Within the little round created by “organized
experience,” which is also Lewes’s definition
of science, man may trust his knowledge, because it
is consistent with itself; but beyond that strict limit
he can obtain no knowledge, and even knows that what
is without it does not correspond with what is within
it. In truth, man knows only the relative, not
the absolute; he must rely on experience, not on creative
reason.
George Eliot would have us believe
that the sources of life are not inward, but outward;
not dependent on the deep affirmations of individual
reason, or on the soul’s inherent capacity to
see what is true, but on the effects of environment
and the results of social experience. Man is not
related to an infinite world of reason and spiritual
truth, but only to a world of universal law, hereditary
conditions and social traditions. Invariable law,
heredity, feeling, tradition; these words indicate
the trend of George Eliot’s mind, and the narrow
limitations of her philosophy.
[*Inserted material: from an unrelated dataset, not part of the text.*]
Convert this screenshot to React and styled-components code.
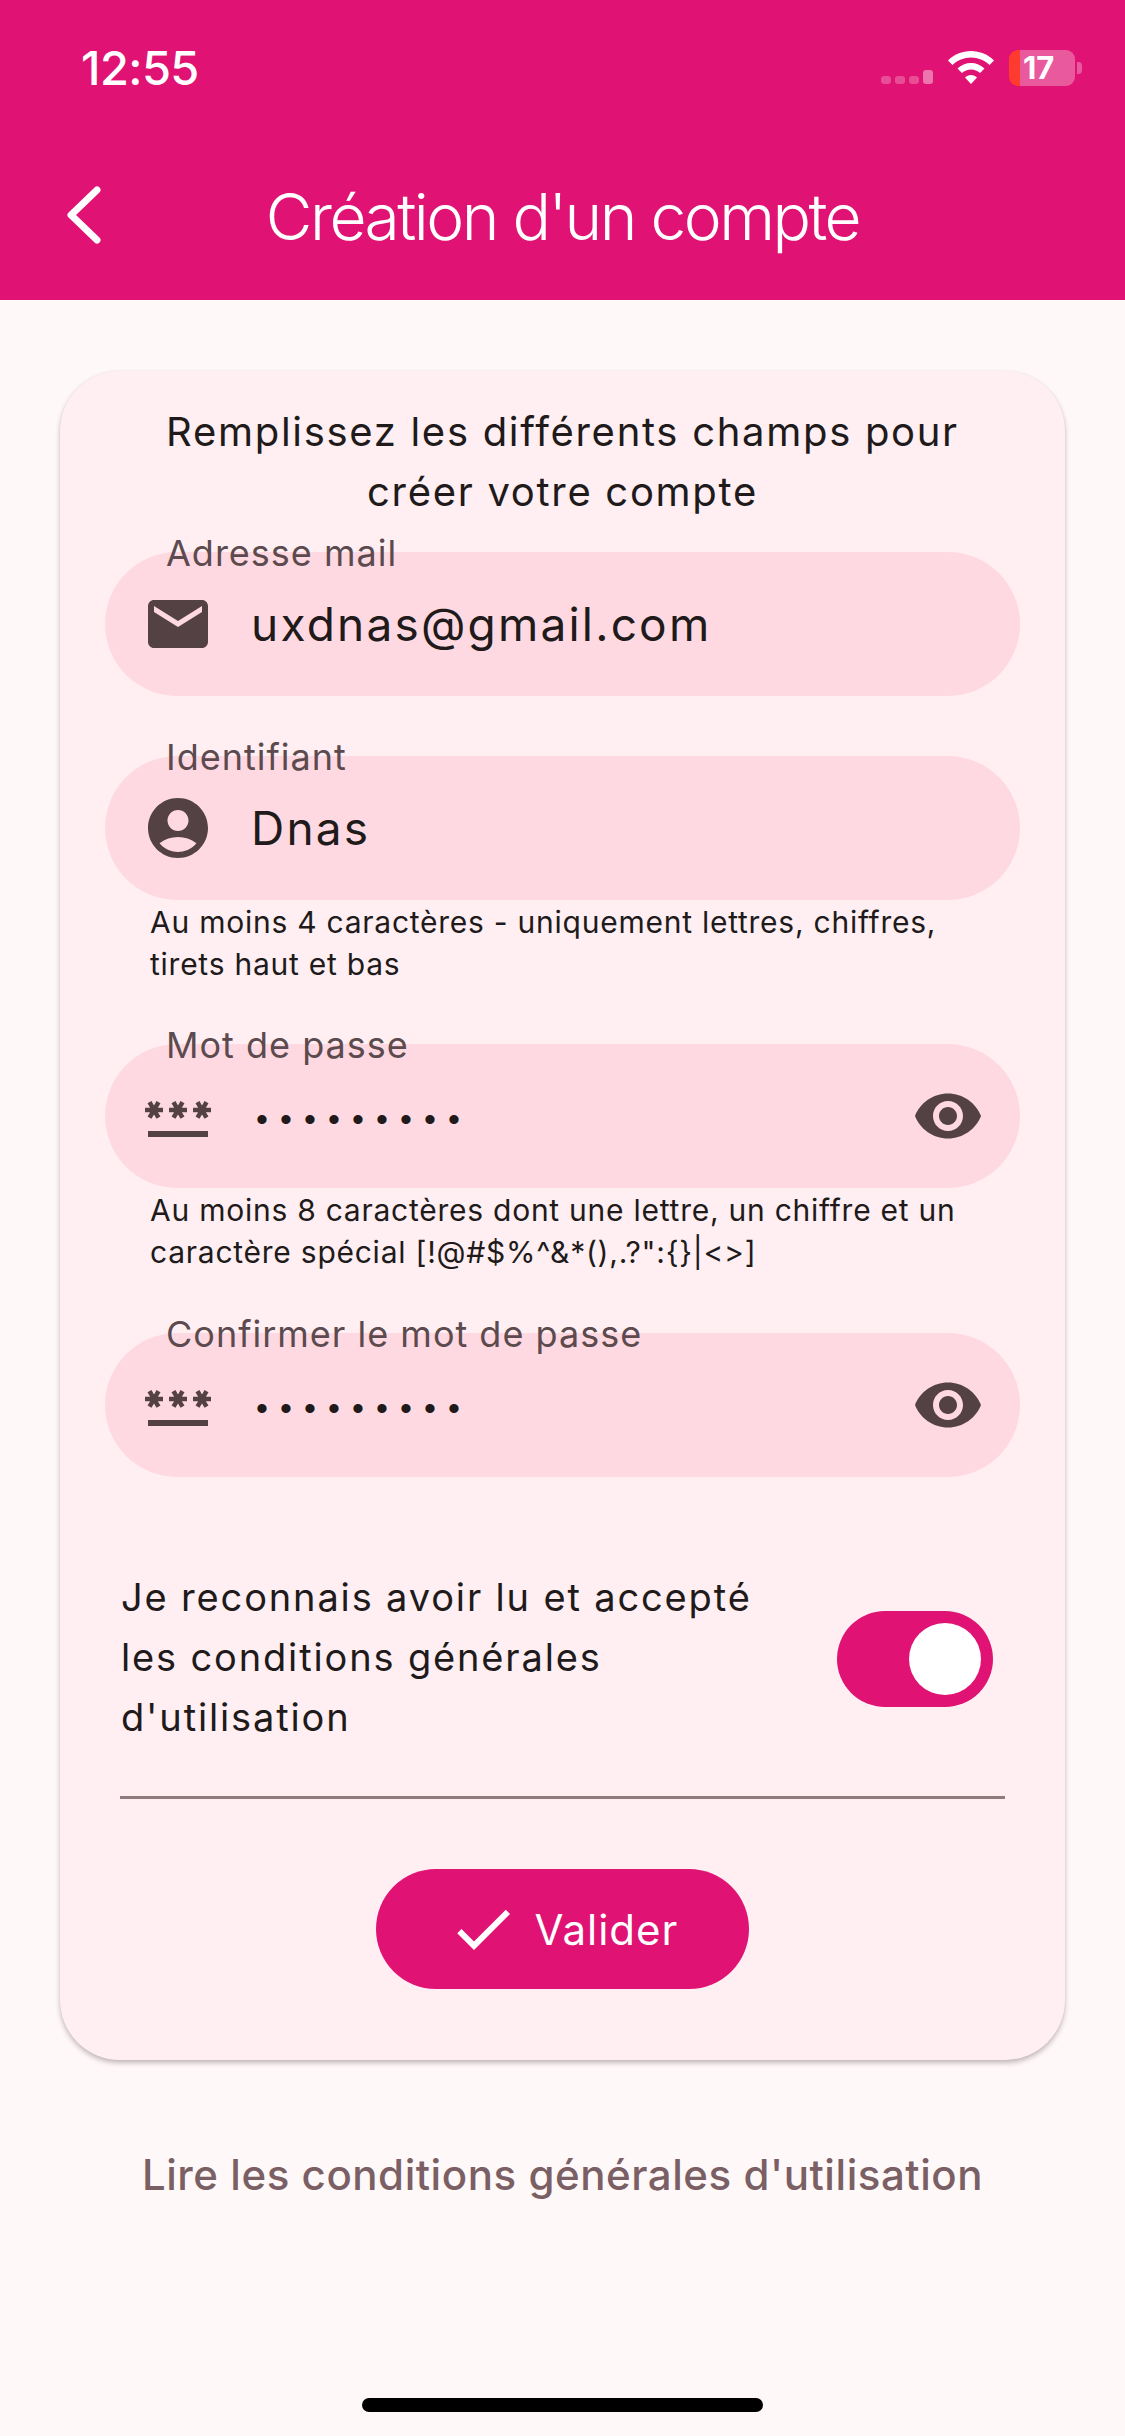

Man is not only
the product of nature, but, according to this theory,
nature limits his moral capacity and the range of
his mental activity. Environment is regarded
as all-powerful, and the material world as the source
of such truth as we can know. In her powerful
presentation of this philosophy of life George Eliot
indicates her great genius and her profound insight.
At the same time, her work is limited, her genius
cramped, and her imagination crippled, by a philosophy
so narrow and a creed so inexpansive.